Other ACC players – UNC’s Justin Jackson and Kennedy Meeks and N.C. State’s Cat Barber, to name three – will have more difficult decisions to make. And now they’ll have a chance to make more informed decisions.
Not that ACC players have often made poor decisions in recent years about their future. Those who have left school with eligibility remaining have more often than not been rewarded with a place in the first round of the NBA draft, and the guaranteed three-year contract that comes with it.
In the past five draft classes – those between 2011 and 2015 – 35 ACC players have left school early to enter the draft.

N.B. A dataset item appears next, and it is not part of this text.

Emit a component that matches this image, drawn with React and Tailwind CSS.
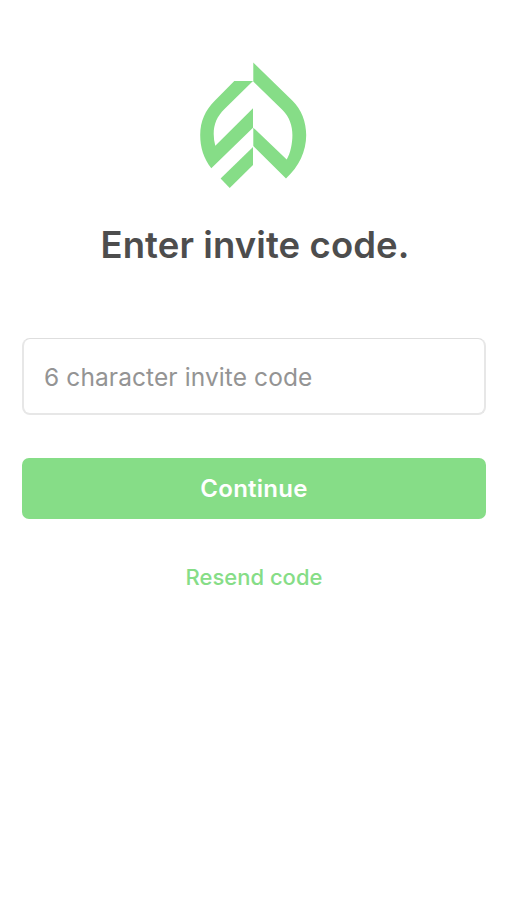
function Logo() {
  return (
    <svg className="mr-0.5 h-[130px] w-[110px]" viewBox="198 60 110 130" fill="#86dd87" aria-hidden="true">
      <path d="M234.3 81H253L224.500 109C217 116.500 213.700 124 213.700 134Q213.700 140 215.300 145.700L253 108.300V127.700L211.300 168.200C203.500 158.500 200.200 147 200.200 135C200.200 121 205.500 110.200 214.500 101Z" />
      <path d="M253 147V165L229.700 188L220.600 178.500Z" />
      <path d="M253.300 62.500L292.500 100.700C301.500 109.500 306.200 122 306.200 135C306.200 151.500 299 166.500 286 178.400L253.300 146V127.700L286.700 159.500C290.500 153 292.400 143.500 292.400 135C292.400 126 289.500 117 282.500 110L253.300 81.500Z" />
    </svg>
  );
}

export default function App() {
  return (
    <main className="flex h-[900px] w-[507px] flex-col items-center bg-white pt-[60px] pl-[22px] pr-[21px] font-['Inter',sans-serif]">
      <Logo />
      <h1 className="mt-[31px] ml-0.5 h-12 whitespace-nowrap text-[36.5px] leading-[48px] font-semibold tracking-[0.1px] text-[#4d4d4d]">
        Enter invite code.
      </h1>
      <input
        type="text"
        maxLength={6}
        placeholder="6 character invite code"
        className="mt-[69px] h-[77px] w-full rounded-lg border-2 border-t border-[#e7e7e7] border-t-[#dedede] bg-white px-5 pt-0.5 text-[24.5px] tracking-[0.1px] text-[#4d4d4d] outline-none placeholder:text-[#949494]"
      />
      <button className="mt-[43px] h-[61px] w-full rounded-[7px] bg-[#86dd87] text-[24px] font-semibold tracking-[0.25px] text-white">
        Continue
      </button>
      <button className="mt-[42px] h-8 whitespace-nowrap text-[22px] leading-8 font-medium text-[#86dd87]">
        Resend code
      </button>
    </main>
  );
}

That includes the likes of UNC’s P.J. Hairston, Louisville’s Chane Behanan, Maryland’s Terrell Stoglin and others whose decision to enter the draft was made easier because of disciplinary problems that either rendered impossible their return to school or made it more difficult.
Of the ACC’s 35 early entrants since 2011, 22 were drafted in the first round – 10 of those among the first 15 selections. Six of those 35 early entrants went undrafted, which, as former UNC forward James Michael McAdoo has shown, doesn’t necessarily doom a player’s NBA prospects.
McAdoo eventually caught on with the Golden State Warriors and was paid well last season to play a bit part on an NBA championship team. Not bad work, if you can get it.
Among others who recently went undrafted, it’s fair to wonder whether the revamped early-entry rule would have made much of a difference in their decisions. Would Trevor Lacey have come back to N.C. State had he gathered more intelligence about his less-than-stellar draft prospects last season? Would C.J. Leslie have done the same in 2013?
It’s probably doubtful. Both players seemed intent on leaving – intent on moving on. That’s how it was last year, too, for UNC’s J.P. Tokoto, who left school a year early to become the second-to-last pick in the draft.
So for players who want to leave school, regardless, the new rule isn’t likely to make a tremendous difference. But for those who find themselves on the margin of the draft, wondering whether to stay or to go, the new system is a welcome change – one that will benefit the NBA and college game alike.